As long as discussions were restricted to linguistics, Mr Joseph said, this was at least an arguable theory. But the advance of genetics over the past five years, particularly in testing ancient samples, has contradicted Golwalkar’s hypothesis.

The new study is the most definitive yet, he said.

By following the spread of DNA markers, the paper notes that the Indus Valley civilisation was probably mixture of two populations: one, the descendants of agriculturalists who arrived around or before 4,700BC from what is now Iran; the other, descendants of hunter-gatherers thought to be the original humans in South Asia.

One theory speculates that the hunter-gatherers came out of a line of humans who migrated out of Africa about 60,000 years ago. But nothing has been proven, Mr Shinde said. “Where did these first people come from? We just don’t know yet.”

There is still no conclusive proof as to what language the Indus Valley civilisation spoke. But with the pastoralists moving out of the Central Asian steppes, towards Europe but also into South Asia, we have more knowledge, Mr Joseph said.

“There is a striking correlation between where the steppe pastoralists went and where Indo-European languages spread.”

The new study finds that the pastoralists began streaming into South Asia around 2,000 BC. They mixed with the Indus Valley populations, resulting in the genetic pool from which hundreds of millions of Indians draw their lineage.
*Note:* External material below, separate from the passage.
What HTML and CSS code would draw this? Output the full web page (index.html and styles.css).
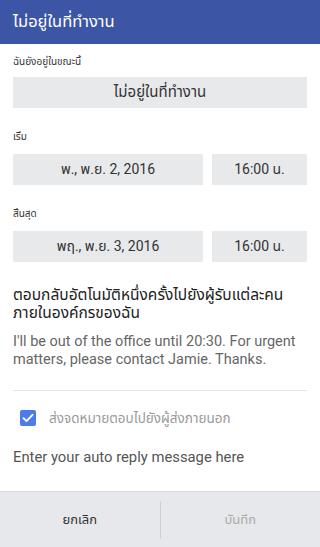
FILE: index.html
```html
<!DOCTYPE html>
<html lang="th">
<head>
<meta charset="utf-8">
<link rel="stylesheet" href="styles.css">
</head>
<body>
<div class="app">
  <header class="bar"><h1 class="title">ไม่อยู่ในที่ทำงาน</h1></header>
  <main class="content">
    <div class="label first">ฉันยังอยู่ในขณะนี้</div>
    <div class="field full">ไม่อยู่ในที่ทำงาน</div>

    <div class="label">เริ่ม</div>
    <div class="row">
      <div class="field date">พ., พ.ย. 2, 2016</div>
      <div class="field time">16:00 น.</div>
    </div>

    <div class="label">สิ้นสุด</div>
    <div class="row">
      <div class="field date">พฤ., พ.ย. 3, 2016</div>
      <div class="field time">16:00 น.</div>
    </div>

    <h2 class="heading">ตอบกลับอัตโนมัติหนึ่งครั้งไปยังผู้รับแต่ละคนภายในองค์กรของฉัน</h2>
    <p class="message">I'll be out of the office until 20:30. For urgent matters, please contact Jamie. Thanks.</p>
    <hr class="divider">
    <div class="check-row">
      <span class="checkbox">
        <svg viewBox="0 0 16 16" width="16" height="16"><path d="M3.5 8.2l3 3 6-6.4" fill="none" stroke="#fff" stroke-width="1.9" stroke-linecap="round" stroke-linejoin="round"/></svg>
      </span>
      <span class="check-label">ส่งจดหมายตอบไปยังผู้ส่งภายนอก</span>
    </div>
    <p class="placeholder">Enter your auto reply message here</p>
  </main>
  <footer class="footer">
    <button class="btn cancel">ยกเลิก</button>
    <span class="sep"></span>
    <button class="btn save">บันทึก</button>
  </footer>
</div>
</body>
</html>
```

FILE: styles.css
```css
* { box-sizing: border-box; }
html, body { margin: 0; padding: 0; }
body {
  width: 320px;
  height: 547px;
  overflow: hidden;
  background: #fff;
  font-family: Roboto, "Noto Sans", "Noto Sans Thai", sans-serif;
  color: #333;
}
.app {
  display: flex;
  flex-direction: column;
  height: 547px;
}
.bar {
  height: 44px;
  background: #3c55a5;
  display: flex;
  align-items: center;
  padding: 0 13px;
  flex-shrink: 0;
}
.title {
  margin: 0;
  font-size: 16.5px;
  font-weight: normal;
  color: #fff;
  line-height: 20px;
}
.content {
  flex: 1;
  padding: 0 13px;
  display: flex;
  flex-direction: column;
}
.label {
  font-size: 10px;
  color: #333;
  line-height: 14px;
  margin-top: 22px;
  margin-bottom: 10px;
}
.label.first {
  margin-top: 11px;
  margin-bottom: 8px;
}
.field {
  background: #e8e9ea;
  height: 31px;
  display: flex;
  align-items: center;
  justify-content: center;
  font-size: 14px;
  color: #333;
}
.full { font-size: 15px; }
.row {
  display: flex;
  gap: 9px;
}
.date { flex: 0 0 190px; }
.time { flex: 1; }
.heading {
  margin: 25px 0 0;
  font-size: 15.5px;
  font-weight: normal;
  line-height: 17.5px;
  color: #222;
}
.message {
  margin: 11px 0 0;
  font-size: 14.5px;
  line-height: 18px;
  color: #666;
}
.divider {
  border: 0;
  border-top: 1px solid #e4e4e4;
  margin: 21px 0 0;
}
.check-row {
  display: flex;
  align-items: center;
  margin-top: 19px;
  padding-left: 7px;
  gap: 13px;
}
.checkbox {
  width: 16px;
  height: 16px;
  border-radius: 2px;
  background: #4d7ce6;
  display: flex;
}
.check-label {
  font-size: 13.5px;
  color: #9a9a9a;
  line-height: 16px;
}
.placeholder {
  margin: 22px 0 0;
  font-size: 14.8px;
  line-height: 18px;
  color: #555;
}
.footer {
  height: 56px;
  flex-shrink: 0;
  background: #e7e8eb;
  border-top: 1px solid #d8d9dc;
  display: flex;
  align-items: center;
}
.btn {
  flex: 1;
  height: 100%;
  background: none;
  border: 0;
  font-family: inherit;
  font-size: 13px;
  padding: 0;
}
.cancel { color: #333; }
.save { color: #aaa; }
.sep {
  width: 1px;
  height: 38px;
  background: #cfd0d3;
}
```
Groups from the Indus Valley populations also moved farther south in India, mixing not with the pastoralists but with indigenous South Asian hunter-gatherer communities.

“We show that Indus Periphery-related people [of the Indus Valley civilisation] are the single most important source of ancestry in South Asia,” the study’s authors wrote.

“There was trade, there was movement – a lot of mixing of populations happened,” Mr Shinde said. “It was an ongoing process.”

Some westward movement did occur as well, the study adds, having found small but significant signs of South Asian hunter-gatherer DNA in populations west of the Indus Valley.

Mr Joseph, who has written extensively on genetic research into ancient Indian populations, said that he often received criticism from Hindu nationalists for his pieces. “That is to be expected,” he said with a laugh. “These are hot-button topics.”

“I am curious now to see how they respond to this study.”